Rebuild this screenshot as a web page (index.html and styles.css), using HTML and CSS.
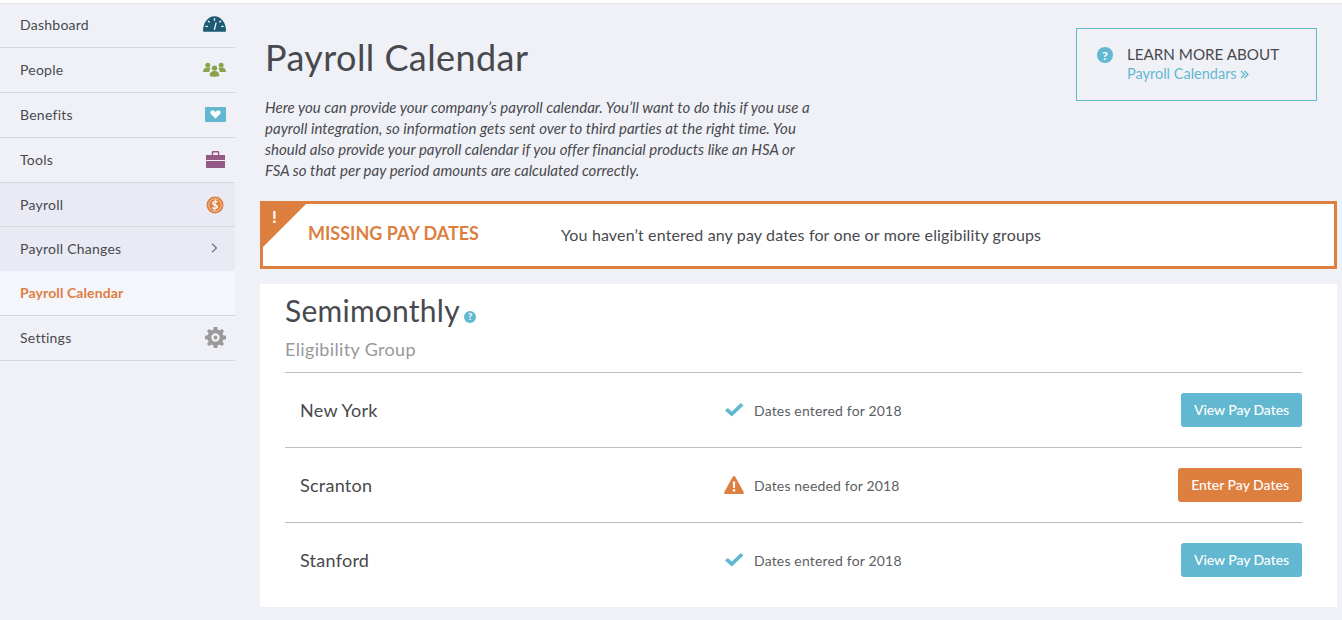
FILE: index.html
```html
<!DOCTYPE html>
<html lang="en">
<head>
    <meta charset="UTF-8">
    <title>Payroll Calendar</title>
    <link rel="stylesheet" href="styles.css">
</head>
<body>

<div class="layout">
    <div class="sidebar">
        <a class="nav-item">Dashboard
            <svg class="nav-icon" width="23" height="16" viewBox="0 0 24 16"><path fill="#1d5a73" d="M0 15C0 6.500 5.400 0 12 0s12 6.500 12 15c0 .6-.3 1-1 1H1c-.7 0-1-.4-1-1z"/><path stroke="#f0f1f7" stroke-width="1.400" stroke-linecap="round" d="M12 13.500l1.600-6.500M12 2.500v1.500M5.500 5l1 1M18.500 5l-1 1M3 10.500h1.500M21 10.500h-1.500"/></svg>
        </a>
        <a class="nav-item">People
            <svg class="nav-icon" width="23" height="15" viewBox="0 0 24 15"><g fill="#8aa349"><circle cx="5" cy="3" r="2.600"/><circle cx="19" cy="3" r="2.600"/><path d="M0 10c0-3 2-4.500 5-4.500 1.500 0 2.500.4 3 1-1 1-1.500 2-1.500 3.500H1c-.6 0-1 0-1-.001zM24 10c0-3-2-4.500-5-4.500-1.500 0-2.500.4-3 1 1 1 1.500 2 1.500 3.500H23c.6 0 1 0 1-.001z"/><circle cx="12" cy="6" r="2.800"/><path d="M7 13.500c0-3 2-4.500 5-4.500s5 1.500 5 4.500c0 1-1 1.500-5 1.500s-5-.5-5-1.500z"/></g></svg>
        </a>
        <a class="nav-item">Benefits
            <svg class="nav-icon" width="21" height="15" viewBox="0 0 20 15" preserveAspectRatio="none"><rect width="20" height="15" rx="1" fill="#62b8d1"/><path fill="#fff" d="M10 11.500L5.800 7.300C4.300 5.500 5.400 3.500 7.200 3.500c1.200 0 2.200.7 2.800 1.600.6-.9 1.600-1.600 2.800-1.600 1.800 0 2.900 2 1.400 3.800z"/></svg>
        </a>
        <a class="nav-item">Tools
            <svg class="nav-icon nav-tools" width="19" height="17" viewBox="0 0 20 17" preserveAspectRatio="none"><g fill="#945a85"><path d="M0 4h20v5H0zM0 10h20v7H0z"/><path d="M6 4V1.500C6 .7 6.500 0 7.500 0h5c1 0 1.500.7 1.500 1.500V4h-1.500V1.500h-5V4z"/></g></svg>
        </a>
        <a class="nav-item nav-open nav-parent">Payroll
            <svg class="nav-icon nav-coin" width="18" height="18" viewBox="0 0 18 18"><circle cx="9" cy="9" r="8.500" fill="#dd7f3f"/><circle cx="9" cy="9" r="6.300" fill="none" stroke="#f6d9c4" stroke-width=".8"/><text class="coin-text" x="9" y="13">$</text></svg>
        </a>
        <a class="nav-item nav-open nav-child">Payroll Changes
            <svg class="nav-icon nav-chevron" width="7" height="10" viewBox="0 0 7 10"><path fill="none" stroke="#6d7077" stroke-width="1.200" d="M1 .7L5.500 5 1 9.300"/></svg>
        </a>
        <a class="nav-item nav-current">Payroll Calendar</a>
        <a class="nav-item">Settings
            <svg class="nav-icon" width="21" height="21" viewBox="0 0 20 20"><path fill="#9a9a9a" fill-rule="evenodd" d="M8.300 0h3.400l.5 2.700 1.600.7 2.300-1.500 2 2-1.500 2.300.7 1.600 2.700.5v3.400l-2.700.5-.7 1.600 1.500 2.300-2 2-2.300-1.500-1.600.7-.5 2.700H8.300l-.5-2.700-1.600-.7-2.300 1.500-2-2 1.500-2.300-.7-1.600L0 11.700V8.300l2.700-.5.7-1.600-1.500-2.300 2-2 2.300 1.500 1.600-.7zM10 6a4 4 0 1 0 0 8 4 4 0 0 0 0-8zm0 2.200a1.800 1.800 0 1 1 0 3.600 1.800 1.800 0 0 1 0-3.600z"/></svg>
        </a>
    </div>

    <div class="content">
        <div class="page-head">
            <div class="page-intro">
                <h1>Payroll Calendar</h1>
                <p>Here you can provide your company’s payroll calendar. You’ll want to do this if you use a payroll integration, so information gets sent over to third parties at the right time. You should also provide your payroll calendar if you offer financial products like an HSA or FSA so that per pay period amounts are calculated correctly.</p>
            </div>
            <div class="learn-box">
                <span class="help-dot help-large">?</span>
                <div>
                    <div class="learn-title">LEARN MORE ABOUT</div>
                    <a class="learn-link">Payroll Calendars
                        <svg width="9" height="9" viewBox="0 0 9 9"><path fill="none" stroke="#62b8d1" stroke-width="1.300" d="M1 1l3.500 3.500L1 8M4.500 1L8 4.500 4.500 8"/></svg>
                    </a>
                </div>
            </div>
        </div>

        <div class="alert">
            <div class="alert-corner"></div>
            <span class="alert-mark">!</span>
            <div class="alert-title">MISSING PAY DATES</div>
            <div class="alert-text">You haven’t entered any pay dates for one or more eligibility groups</div>
        </div>

        <div class="card">
            <h2>Semimonthly <span class="help-dot help-small">?</span></h2>
            <div class="card-sub">Eligibility Group</div>

            <div class="group-row">
                <div class="group-name">New York</div>
                <div class="group-status">
                    <span class="status-icon"><svg width="19" height="14" viewBox="0 0 19 14"><path fill="#62b8d1" d="M0 7.500L2.800 5l4 3.500L15.800 0 18.500 2.500 6.800 13.500z"/></svg></span>
                    Dates entered for 2018
                </div>
                <a class="btn btn-blue">View Pay Dates</a>
            </div>
            <div class="group-row">
                <div class="group-name">Scranton</div>
                <div class="group-status">
                    <span class="status-icon"><svg width="20" height="18" viewBox="0 0 20 18"><path fill="#dd7f3f" fill-rule="evenodd" d="M10 0c.6 0 1 .3 1.300.8l8.500 15.500c.4.800-.1 1.700-1 1.700H1.200c-.9 0-1.400-.9-1-1.700L8.700.8C9 .3 9.400 0 10 0zM8.800 5.500l.3 6.500h1.800l.3-6.500zM8.800 13.300v2.200h2.400v-2.200z"/></svg></span>
                    Dates needed for 2018
                </div>
                <a class="btn btn-orange">Enter Pay Dates</a>
            </div>
            <div class="group-row">
                <div class="group-name">Stanford</div>
                <div class="group-status">
                    <span class="status-icon"><svg width="19" height="14" viewBox="0 0 19 14"><path fill="#62b8d1" d="M0 7.500L2.800 5l4 3.500L15.800 0 18.500 2.500 6.800 13.500z"/></svg></span>
                    Dates entered for 2018
                </div>
                <a class="btn btn-blue">View Pay Dates</a>
            </div>
        </div>
    </div>
</div>

</body>
</html>
```

FILE: styles.css
```css
html, body {
    height: 100%;
}
body {
    margin: 0;
    font-family: 'Lato', sans-serif;
    background-color: #f0f1f7;
    color: #47494e;
    overflow: hidden;
}
.layout {
    display: flex;
    border-top: 3px solid #fff;
    box-shadow: inset 0 1px 0 #e4e4e6;
    height: 617px;
}

/* sidebar */
.sidebar {
    width: 235px;
    flex: none;
}
.nav-item {
    display: flex;
    align-items: center;
    justify-content: space-between;
    box-sizing: border-box;
    height: 45px;
    padding: 0 9px 2px 20px;
    font-size: 14px;
    letter-spacing: 0.25px;
    border-bottom: 1px solid #d6d7da;
}
.nav-parent {
    height: 44px;
    padding-bottom: 0;
}
.nav-open {
    background-color: #e9eaf3;
}
.nav-child {
    height: 44px;
    border-bottom: none;
}
.nav-current {
    height: 45px;
    background-color: #f5f6fb;
    color: #dd7f3f;
    font-weight: 700;
    letter-spacing: 0.1px;
}
.nav-tools {
    margin-right: 1px;
}
.nav-coin {
    margin-right: 2px;
}
.nav-chevron {
    margin-right: 8px;
}
.coin-text {
    font-family: 'Lato', sans-serif;
    font-size: 12px;
    font-weight: 700;
    fill: #fff;
    text-anchor: middle;
}

/* main column */
.content {
    flex: none;
    width: 1077px;
    margin-left: 25px;
}
.page-head {
    display: flex;
    justify-content: space-between;
    align-items: flex-start;
    height: 198px;
}
.page-intro {
    width: 552px;
    padding: 30px 0 0 5px;
}
h1 {
    margin: 0 0 16px;
    font-size: 36px;
    font-weight: 400;
    line-height: 48px;
    letter-spacing: 0.42px;
}
.page-intro p {
    margin: 0;
    font-size: 15px;
    font-style: italic;
    line-height: 21px;
    letter-spacing: 0.03px;
}
.learn-box {
    display: flex;
    box-sizing: border-box;
    width: 241px;
    height: 73px;
    margin: 25px 20px 0 0;
    padding: 15px 20px;
    border: 1px solid #62b8d1;
}
.learn-title {
    font-size: 15.2px;
    line-height: 20px;
}
.learn-link {
    display: block;
    font-size: 14.5px;
    line-height: 20px;
    color: #62b8d1;
}
.help-dot {
    display: inline-flex;
    align-items: center;
    justify-content: center;
    border-radius: 50%;
    background-color: #62b8d1;
    color: #fff;
    font-weight: 900;
}
.help-large {
    width: 16px;
    height: 16px;
    margin: 3px 14px 0 0;
    font-size: 12px;
}
.help-small {
    width: 12px;
    height: 12px;
    margin-left: -3px;
    font-size: 9px;
    vertical-align: 2px;
}

/* alert */
.alert {
    position: relative;
    display: flex;
    align-items: center;
    box-sizing: border-box;
    height: 68px;
    border: 3px solid #dd7f3f;
    background-color: #fff;
}
.alert-corner {
    position: absolute;
    top: 0;
    left: 0;
    border-top: 43px solid #dd7f3f;
    border-right: 43px solid transparent;
}
.alert-mark {
    position: absolute;
    top: 2px;
    left: 9px;
    color: #fff;
    font-size: 17px;
    font-weight: 700;
}
.alert-title {
    width: 253px;
    padding-left: 45px;
    box-sizing: border-box;
    margin-bottom: 5px;
    color: #dd7f3f;
    font-size: 18px;
    font-weight: 700;
}
.alert-text {
    margin: 0 0 2px 45px;
    font-size: 16px;
    letter-spacing: 0.14px;
}

/* eligibility card */
.card {
    box-sizing: border-box;
    height: 323px;
    margin-top: 15px;
    padding: 6px 35px 0 25px;
    background-color: #fff;
}
h2 {
    margin: 0;
    font-size: 30px;
    font-weight: 400;
    line-height: 40px;
    letter-spacing: 0.25px;
}
.card-sub {
    margin-top: 7px;
    padding-bottom: 11px;
    font-size: 18px;
    line-height: 24px;
    letter-spacing: 0.35px;
    color: #97999c;
}
.group-row {
    display: flex;
    align-items: center;
    height: 75px;
    padding-left: 15px;
    border-top: 1px solid #bdbdbd;
    box-sizing: border-box;
}
.group-name {
    width: 424px;
    font-size: 18px;
    letter-spacing: 0.25px;
}
.group-status {
    display: flex;
    align-items: center;
    flex: 1;
    font-size: 14px;
    letter-spacing: 0.17px;
    color: #5c5e62;
}
.status-icon {
    display: flex;
    justify-content: center;
    width: 20px;
    margin-right: 10px;
}
.btn {
    display: block;
    height: 34px;
    padding: 0 13px;
    border-radius: 3px;
    color: #fff;
    font-size: 14px;
    font-weight: 500;
    line-height: 34px;
}
.btn-blue {
    background-color: #62b8d1;
    letter-spacing: -0.07px;
}
.btn-orange {
    background-color: #dd7f3f;
}
```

-------

→ BRIEF:
Scan the listing above for the word "index" and copy every line that holds it.

→ TASK SOLUTION:
Rebuild this screenshot as a web page (index.html and styles.css), using HTML and CSS.
FILE: index.html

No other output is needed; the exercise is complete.